I was a college Freshman in 1974, and ever since that time this song has resonated with me very deeply. I’ve followed it from Quincy to Oleta Adams to Betty Buckley, and most recently, Nina Simone. I was into something wholly spiritual as Charles Holt shared his superb interpretation, voice, soul and lyrics, backed by a talented in-house group of musicians.
“Everything must change
Nothing stays the same.
Everyone will change
No one stays the same.
The young become the old
And mysteries do unfold.
‘Cause that’s the way of time
Nothing and no one goes unchanged.”
And the lyrics to this song ring true. Change is a constant. A principle. Timeless, applying to everyone, is objective. Then why do so many of we queer folk become frozen in the process of releasing a religion, and embracing spirituality in it’s place? To get to the vitally important business of contributing a verse in this life? Getting to the whole? Religion and spirituality are two very separate and different things.
In considering ways, methods, paths to spirituality & wholeness, Rumi said it wonderfully:
“If you are considering different roads, the variety is immense and the difference infinite; if you consider the goal, however, they are all harmony and are one.”
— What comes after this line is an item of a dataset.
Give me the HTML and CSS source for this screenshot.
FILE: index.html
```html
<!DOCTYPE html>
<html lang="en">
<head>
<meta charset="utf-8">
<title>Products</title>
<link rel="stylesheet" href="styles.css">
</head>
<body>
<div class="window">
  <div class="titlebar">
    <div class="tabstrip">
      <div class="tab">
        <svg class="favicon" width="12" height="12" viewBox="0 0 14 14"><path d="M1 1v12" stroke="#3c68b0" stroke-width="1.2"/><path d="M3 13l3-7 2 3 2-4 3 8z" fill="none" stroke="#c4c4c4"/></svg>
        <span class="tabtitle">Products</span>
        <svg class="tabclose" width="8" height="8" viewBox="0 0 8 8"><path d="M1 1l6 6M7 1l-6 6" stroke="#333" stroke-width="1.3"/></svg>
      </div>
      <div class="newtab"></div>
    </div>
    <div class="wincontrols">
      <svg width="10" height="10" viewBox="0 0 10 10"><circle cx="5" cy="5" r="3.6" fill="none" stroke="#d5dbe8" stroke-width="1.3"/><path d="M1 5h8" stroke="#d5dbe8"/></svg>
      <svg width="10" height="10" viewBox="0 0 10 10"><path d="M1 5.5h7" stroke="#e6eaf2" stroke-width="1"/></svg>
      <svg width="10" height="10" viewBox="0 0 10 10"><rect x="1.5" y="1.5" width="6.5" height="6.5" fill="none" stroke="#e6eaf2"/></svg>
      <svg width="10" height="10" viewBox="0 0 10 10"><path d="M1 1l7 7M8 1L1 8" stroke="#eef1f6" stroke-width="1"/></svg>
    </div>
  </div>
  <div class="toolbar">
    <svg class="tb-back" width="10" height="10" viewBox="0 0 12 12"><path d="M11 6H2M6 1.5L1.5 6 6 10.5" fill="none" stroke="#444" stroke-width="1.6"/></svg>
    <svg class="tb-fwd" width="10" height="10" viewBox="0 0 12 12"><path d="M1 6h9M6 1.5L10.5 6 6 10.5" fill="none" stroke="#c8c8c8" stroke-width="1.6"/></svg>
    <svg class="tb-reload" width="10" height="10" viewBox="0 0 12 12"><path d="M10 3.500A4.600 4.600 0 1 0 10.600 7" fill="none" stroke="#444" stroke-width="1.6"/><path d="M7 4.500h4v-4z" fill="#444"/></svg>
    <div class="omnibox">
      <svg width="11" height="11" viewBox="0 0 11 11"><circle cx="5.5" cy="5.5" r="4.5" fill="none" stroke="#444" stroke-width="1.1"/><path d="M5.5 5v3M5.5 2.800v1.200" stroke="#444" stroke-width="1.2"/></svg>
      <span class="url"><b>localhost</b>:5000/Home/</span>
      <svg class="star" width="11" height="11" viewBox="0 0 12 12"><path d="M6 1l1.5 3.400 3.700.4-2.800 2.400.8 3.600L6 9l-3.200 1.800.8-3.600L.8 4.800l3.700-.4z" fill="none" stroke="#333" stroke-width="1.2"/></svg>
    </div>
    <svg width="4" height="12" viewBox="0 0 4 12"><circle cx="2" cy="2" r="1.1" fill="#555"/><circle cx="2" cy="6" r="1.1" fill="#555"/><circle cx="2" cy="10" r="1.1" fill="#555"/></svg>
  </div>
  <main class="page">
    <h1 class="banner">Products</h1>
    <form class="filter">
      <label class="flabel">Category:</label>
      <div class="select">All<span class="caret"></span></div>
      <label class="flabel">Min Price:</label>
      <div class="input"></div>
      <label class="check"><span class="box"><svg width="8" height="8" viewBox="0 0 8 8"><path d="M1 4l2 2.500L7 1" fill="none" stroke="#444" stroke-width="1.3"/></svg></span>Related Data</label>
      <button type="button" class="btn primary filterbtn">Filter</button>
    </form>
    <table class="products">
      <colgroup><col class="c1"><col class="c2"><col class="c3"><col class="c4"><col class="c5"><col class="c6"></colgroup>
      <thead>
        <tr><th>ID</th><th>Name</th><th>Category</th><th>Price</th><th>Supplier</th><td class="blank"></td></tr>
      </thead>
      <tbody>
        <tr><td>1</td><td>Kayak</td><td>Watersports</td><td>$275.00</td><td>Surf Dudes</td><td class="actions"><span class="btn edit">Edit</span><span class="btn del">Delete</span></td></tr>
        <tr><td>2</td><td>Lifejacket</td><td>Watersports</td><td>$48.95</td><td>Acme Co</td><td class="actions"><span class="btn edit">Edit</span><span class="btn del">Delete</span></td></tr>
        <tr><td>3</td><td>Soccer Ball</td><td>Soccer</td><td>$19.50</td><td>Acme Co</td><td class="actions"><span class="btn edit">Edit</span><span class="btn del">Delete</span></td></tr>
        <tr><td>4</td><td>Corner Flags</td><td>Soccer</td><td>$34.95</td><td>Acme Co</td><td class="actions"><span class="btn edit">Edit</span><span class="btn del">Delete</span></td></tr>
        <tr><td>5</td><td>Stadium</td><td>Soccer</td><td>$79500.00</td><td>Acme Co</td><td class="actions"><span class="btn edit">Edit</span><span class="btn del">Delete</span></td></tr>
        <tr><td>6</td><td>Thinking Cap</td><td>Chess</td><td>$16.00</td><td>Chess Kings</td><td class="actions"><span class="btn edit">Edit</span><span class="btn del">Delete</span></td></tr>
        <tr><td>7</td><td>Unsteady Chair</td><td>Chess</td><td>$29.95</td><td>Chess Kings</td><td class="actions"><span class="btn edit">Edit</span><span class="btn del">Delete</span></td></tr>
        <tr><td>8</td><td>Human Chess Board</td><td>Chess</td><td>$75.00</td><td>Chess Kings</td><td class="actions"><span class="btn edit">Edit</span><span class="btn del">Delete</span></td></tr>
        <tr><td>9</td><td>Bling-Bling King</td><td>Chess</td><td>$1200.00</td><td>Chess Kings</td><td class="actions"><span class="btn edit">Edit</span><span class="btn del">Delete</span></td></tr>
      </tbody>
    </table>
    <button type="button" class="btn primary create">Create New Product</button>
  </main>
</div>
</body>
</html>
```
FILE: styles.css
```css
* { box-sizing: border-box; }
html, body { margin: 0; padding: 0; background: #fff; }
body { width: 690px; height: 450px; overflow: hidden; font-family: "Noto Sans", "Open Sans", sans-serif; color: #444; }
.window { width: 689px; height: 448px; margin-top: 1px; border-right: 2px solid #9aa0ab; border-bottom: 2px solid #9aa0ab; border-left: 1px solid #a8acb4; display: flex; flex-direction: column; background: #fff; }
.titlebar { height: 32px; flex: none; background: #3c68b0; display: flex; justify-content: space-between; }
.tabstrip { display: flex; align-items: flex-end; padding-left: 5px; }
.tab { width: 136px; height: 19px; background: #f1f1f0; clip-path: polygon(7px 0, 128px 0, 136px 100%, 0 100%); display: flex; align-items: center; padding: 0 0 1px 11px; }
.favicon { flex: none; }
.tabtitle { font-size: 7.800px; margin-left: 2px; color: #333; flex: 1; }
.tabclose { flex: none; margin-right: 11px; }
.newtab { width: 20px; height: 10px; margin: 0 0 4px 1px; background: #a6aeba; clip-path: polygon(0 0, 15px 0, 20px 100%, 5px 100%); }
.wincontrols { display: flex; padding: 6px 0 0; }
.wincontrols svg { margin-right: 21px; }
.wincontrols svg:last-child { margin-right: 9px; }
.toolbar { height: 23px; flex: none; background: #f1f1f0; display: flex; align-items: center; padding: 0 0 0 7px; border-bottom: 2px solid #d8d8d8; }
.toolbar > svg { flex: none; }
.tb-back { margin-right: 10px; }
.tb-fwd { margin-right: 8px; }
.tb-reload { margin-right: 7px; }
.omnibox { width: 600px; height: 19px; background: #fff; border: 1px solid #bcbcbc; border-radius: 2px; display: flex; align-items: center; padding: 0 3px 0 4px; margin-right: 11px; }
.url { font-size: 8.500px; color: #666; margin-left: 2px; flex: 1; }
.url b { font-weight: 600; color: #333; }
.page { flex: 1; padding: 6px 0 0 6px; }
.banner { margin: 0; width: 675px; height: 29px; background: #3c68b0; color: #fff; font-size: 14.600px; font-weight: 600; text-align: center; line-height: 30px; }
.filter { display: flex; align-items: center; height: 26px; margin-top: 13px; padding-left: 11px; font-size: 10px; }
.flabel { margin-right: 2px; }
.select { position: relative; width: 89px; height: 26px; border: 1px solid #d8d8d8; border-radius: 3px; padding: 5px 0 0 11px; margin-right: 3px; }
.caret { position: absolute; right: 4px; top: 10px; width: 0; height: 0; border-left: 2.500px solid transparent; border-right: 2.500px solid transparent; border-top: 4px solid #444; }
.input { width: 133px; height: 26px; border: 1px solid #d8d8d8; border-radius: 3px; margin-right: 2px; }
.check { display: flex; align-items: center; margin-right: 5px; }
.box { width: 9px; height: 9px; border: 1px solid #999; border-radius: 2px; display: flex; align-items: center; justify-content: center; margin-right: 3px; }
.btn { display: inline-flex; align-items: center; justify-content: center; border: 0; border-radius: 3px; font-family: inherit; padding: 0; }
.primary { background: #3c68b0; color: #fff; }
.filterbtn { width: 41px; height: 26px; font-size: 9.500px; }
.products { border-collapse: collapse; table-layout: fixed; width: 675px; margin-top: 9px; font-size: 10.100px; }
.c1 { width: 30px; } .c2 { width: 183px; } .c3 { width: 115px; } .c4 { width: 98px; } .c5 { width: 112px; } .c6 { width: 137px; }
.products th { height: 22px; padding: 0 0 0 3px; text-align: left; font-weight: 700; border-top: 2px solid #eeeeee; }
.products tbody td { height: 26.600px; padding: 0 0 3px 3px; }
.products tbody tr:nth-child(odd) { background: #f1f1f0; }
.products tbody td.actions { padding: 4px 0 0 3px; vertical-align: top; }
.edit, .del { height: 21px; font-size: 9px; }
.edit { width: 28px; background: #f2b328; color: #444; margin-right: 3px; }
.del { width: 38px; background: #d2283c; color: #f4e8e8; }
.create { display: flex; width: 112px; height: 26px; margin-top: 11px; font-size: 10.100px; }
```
Spirituality doesn’t come by accident, at least most of the time. Sometimes an amazing spiritual experience will spontaneously collide with your life. Those are gifted moments and should be treasured and should be deemed of great fortune.
Spirituality comes from consistent hard work in pursuit of having more of it in your life. It comes from a desire that drives you, day and night, renews, enlivens and revives you. It also comes from constantly and diligently employing some key habits that position you to be a regular recipient.
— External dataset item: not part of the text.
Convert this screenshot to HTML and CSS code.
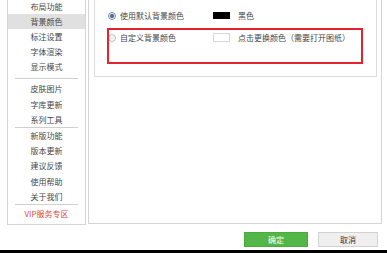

The following are some habits that have worked for me. May I humbly suggest you ponder and possibly even apply.
1. Have a Plan and Practice
A plan that nurtures, develops and maintains spirituality in your life. Keep your mind in the realm. Your soul should be tightly bound to the beauty and abundance spirituality provides in your life. Set spiritual goals, just like you do other elements in life where you wish to succeed.
Reserve time and don’t deviate from achieving the goals. The more you focus on a constant spirituality in your life, moment to moment, hourly, daily, weekly, the more likely you are to find it and receive the personal benefits of it.
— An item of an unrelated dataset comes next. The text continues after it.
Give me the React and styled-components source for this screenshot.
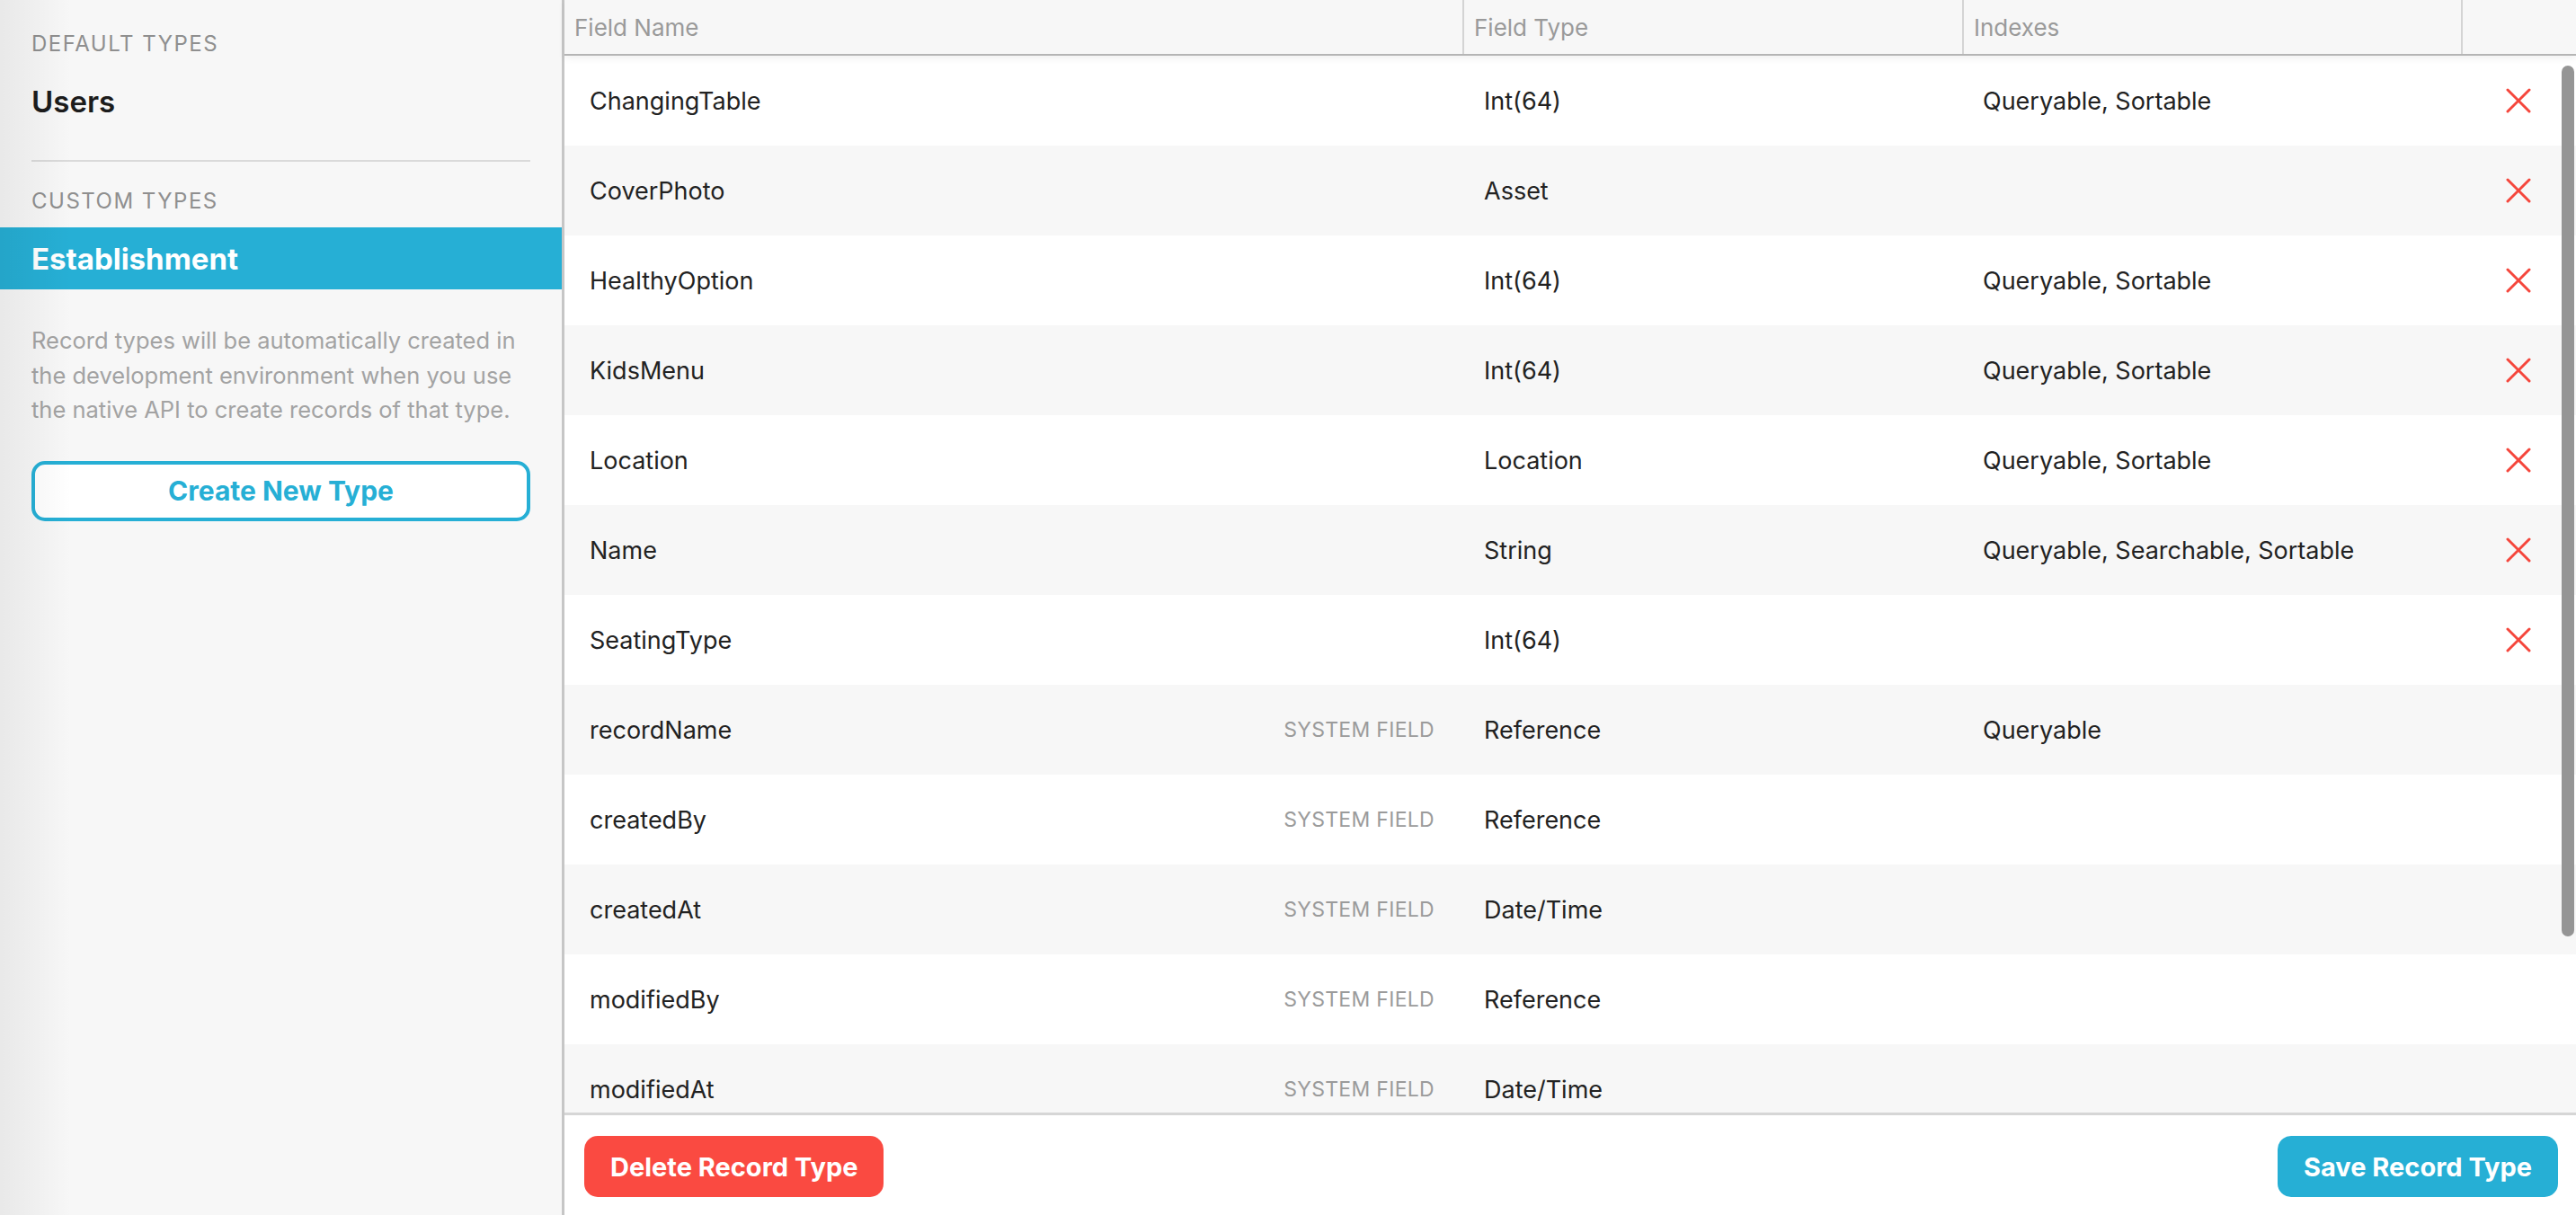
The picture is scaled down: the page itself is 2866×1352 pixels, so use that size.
import React from 'react';
import styled, { createGlobalStyle } from 'styled-components';

const GlobalStyle = createGlobalStyle`
  html, body {
    margin: 0;
    padding: 0;
    height: 100%;
    overflow: hidden;
    font-family: Inter, "Noto Sans", "Liberation Sans", sans-serif;
    -webkit-font-smoothing: antialiased;
  }
  #root {
    height: 100%;
  }
`;

const Page = styled.div`
  display: flex;
  width: 100vw;
  height: 100vh;
  background: #fff;
`;

const Sidebar = styled.aside`
  position: relative;
  width: 625px;
  flex-shrink: 0;
  background: #f7f7f7;
  border-right: 3px solid #c6c6c6;
  padding-top: 33px;
  box-sizing: content-box;

  &::before {
    content: '';
    position: absolute;
    top: 0;
    left: 0;
    bottom: 0;
    width: 80px;
    background: linear-gradient(90deg, rgba(0, 0, 0, 0.06), rgba(0, 0, 0, 0));
    pointer-events: none;
    z-index: 1;
  }
`;

const SectionLabel = styled.div`
  padding: 0 35px;
  font-size: 24px;
  line-height: 32px;
  letter-spacing: 1.5px;
  text-transform: uppercase;
  color: #8f8f8f;
  margin-bottom: ${p => p.gap || 0}px;
`;

const TypeItem = styled.div`
  height: 69px;
  display: flex;
  align-items: center;
  padding: 0 35px;
  font-size: 33px;
  font-weight: ${p => (p.active ? 700 : 600)};
  color: ${p => (p.active ? '#fff' : '#1c1c1c')};
  background: ${p => (p.active ? '#26afd5' : 'transparent')};
`;

const Divider = styled.hr`
  border: 0;
  height: 2px;
  background: #dadada;
  margin: 31px 35px 28px;
`;

const Hint = styled.p`
  margin: 38px 35px 37px;
  font-size: 25.5px;
  line-height: 38.5px;
  color: #a3a3a3;
`;

const OutlineButton = styled.button`
  display: block;
  width: calc(100% - 70px);
  margin: 0 35px;
  height: 67px;
  box-sizing: border-box;
  border: 4px solid #26afd5;
  border-radius: 15px;
  background: #fff;
  color: #26afd5;
  font-family: inherit;
  font-size: 30px;
  font-weight: 700;
`;

const Main = styled.main`
  flex: 1;
  display: flex;
  flex-direction: column;
  min-width: 0;
`;

const HeaderRow = styled.div`
  position: relative;
  z-index: 2;
  display: grid;
  grid-template-columns: 999px 556px 555px 1fr;
  height: 60px;
  background: #f7f7f7;
  border-bottom: 2px solid #b5b5b5;
  box-shadow: 0 3px 8px rgba(0, 0, 0, 0.06);
`;

const HeadCell = styled.div`
  display: flex;
  align-items: center;
  padding-left: ${p => p.pad || 11}px;
  font-size: 26px;
  color: #9a9a9a;
  border-left: ${p => (p.first ? 'none' : '2px solid #d4d4d4')};
  box-sizing: border-box;
`;

const Body = styled.div`
  position: relative;
  flex: 1;
  overflow: hidden;
`;

const Row = styled.div`
  display: grid;
  grid-template-columns: 999px 556px 555px 1fr;
  height: 100px;
  background: ${p => (p.odd ? '#f7f7f7' : '#fff')};
  font-size: 27px;
  color: #222;
`;

const Cell = styled.div`
  display: flex;
  align-items: center;
  padding-left: ${p => p.pad || 0}px;
  padding-right: ${p => p.padRight || 0}px;
  justify-content: ${p => p.justify || 'flex-start'};
`;

const SystemTag = styled.span`
  font-size: 23px;
  color: #9b9b9b;
  text-transform: uppercase;
  letter-spacing: 0.3px;
`;

const Scrollbar = styled.div`
  position: absolute;
  top: 11px;
  right: 2px;
  width: 14px;
  height: 969px;
  border-radius: 7px;
  background: #959595;
`;

const Footer = styled.footer`
  height: 114px;
  flex-shrink: 0;
  border-top: 3px solid #d6d6d6;
  display: flex;
  justify-content: space-between;
  align-items: flex-start;
  padding: 23px 20px 0 22px;
  box-sizing: border-box;
  background: #fff;
`;

const SolidButton = styled.button`
  height: 68px;
  padding: 0 29px;
  border: 0;
  border-radius: 15px;
  background: ${p => p.color};
  color: #fff;
  font-family: inherit;
  font-size: 29px;
  font-weight: 700;
`;

const RemoveIcon = () => (
  <svg width="28" height="28" viewBox="0 0 28 28">
    <path d="M2 2 L26 26 M26 2 L2 26" stroke="#f5463c" strokeWidth="3" strokeLinecap="round" fill="none" />
  </svg>
);

const fields = [
  { name: 'ChangingTable', type: 'Int(64)', indexes: 'Queryable, Sortable' },
  { name: 'CoverPhoto', type: 'Asset', indexes: '' },
  { name: 'HealthyOption', type: 'Int(64)', indexes: 'Queryable, Sortable' },
  { name: 'KidsMenu', type: 'Int(64)', indexes: 'Queryable, Sortable' },
  { name: 'Location', type: 'Location', indexes: 'Queryable, Sortable' },
  { name: 'Name', type: 'String', indexes: 'Queryable, Searchable, Sortable' },
  { name: 'SeatingType', type: 'Int(64)', indexes: '' },
  { name: 'recordName', type: 'Reference', indexes: 'Queryable', system: true },
  { name: 'createdBy', type: 'Reference', indexes: '', system: true },
  { name: 'createdAt', type: 'Date/Time', indexes: '', system: true },
  { name: 'modifiedBy', type: 'Reference', indexes: '', system: true },
  { name: 'modifiedAt', type: 'Date/Time', indexes: '', system: true }
];

const App = () => {
  return (
    <Page>
      <GlobalStyle />
      <Sidebar>
        <SectionLabel gap={13}>Default Types</SectionLabel>
        <TypeItem>Users</TypeItem>
        <Divider />
        <SectionLabel gap={13}>Custom Types</SectionLabel>
        <TypeItem active>Establishment</TypeItem>
        <Hint>
          Record types will be automatically created in the development environment when you use
          the native API to create records of that type.
        </Hint>
        <OutlineButton>Create New Type</OutlineButton>
      </Sidebar>
      <Main>
        <HeaderRow>
          <HeadCell first>Field Name</HeadCell>
          <HeadCell>Field Type</HeadCell>
          <HeadCell>Indexes</HeadCell>
          <HeadCell />
        </HeaderRow>
        <Body>
          {fields.map((field, index) => (
            <Row key={field.name} odd={index % 2 === 1}>
              <Cell pad={28} padRight={31} justify="space-between">
                <span>{field.name}</span>
                {field.system && <SystemTag>System Field</SystemTag>}
              </Cell>
              <Cell pad={24}>{field.type}</Cell>
              <Cell pad={23}>{field.indexes}</Cell>
              <Cell justify="center">{!field.system && <RemoveIcon />}</Cell>
            </Row>
          ))}
          <Scrollbar />
        </Body>
        <Footer>
          <SolidButton color="#fa4a41">Delete Record Type</SolidButton>
          <SolidButton color="#26afd5">Save Record Type</SolidButton>
        </Footer>
      </Main>
    </Page>
  );
};

export default App;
2. Choose Spirituality that Fits You
Concentrate on what you like, whether it be meditation, physical exertion, like a hike and then find solitude within nature, music and perceiving your world, go with what you like. Understand and utilize your ability to be spiritual, without shame, fear, guilt, or self judgement as to whether you are doing it right or correctly. Carve out time for the rejuvenation of your spiritual best self.
3. Keep it Simple
This pays off when it comes to spiritual dividends. It’s important for you to have success if it’s simple, enjoyable and something you look forward to doing.
I suggest a spiritual space in your home. Go to that place to practice and find what is spiritual to you. Take a diversion into splendid nature; for there the soul cannot help but be spiritually awakened. Use all your senses, leave none untapped.
4. Frame Your Experiences
It’s essential to surround yourself with wise, truth-telling, spiritually abundant people who strive and try to inspire, just like you. Perhaps you may share similar dreams and philosophies of what matters most in life.
5. Ponder the Meaning
At the end of the day reflect on the spiritual events of the day. Mull them over, sit with them — sifting through — to find the gold. Take some time to reflect on everything you’ve learned. You’ll be surprised how often a moment of quiet reflection will turn up the gem.
6. Go with Your Gut
I truly believe in trusting your own instincts. Intuition should never be underestimated. If gay people were to do this thing only, then a satisfying life of authenticity would be so much more attainable and sustainable. I never make a huge or big decision in life until I have examined it using my head, heart and gut.
Ultimately, what is best for me and my whole life presents itself. Your gut feeling (which lives in very close proximity to your soul,) isn’t an empty sense; it’s based on all of the experiential knowledge you have gathered throughout your years.
It’s your sixth sense. Trust it.
Spiritual moments are often short-lived, but the journey lasts forever. Make your journey count, without regret.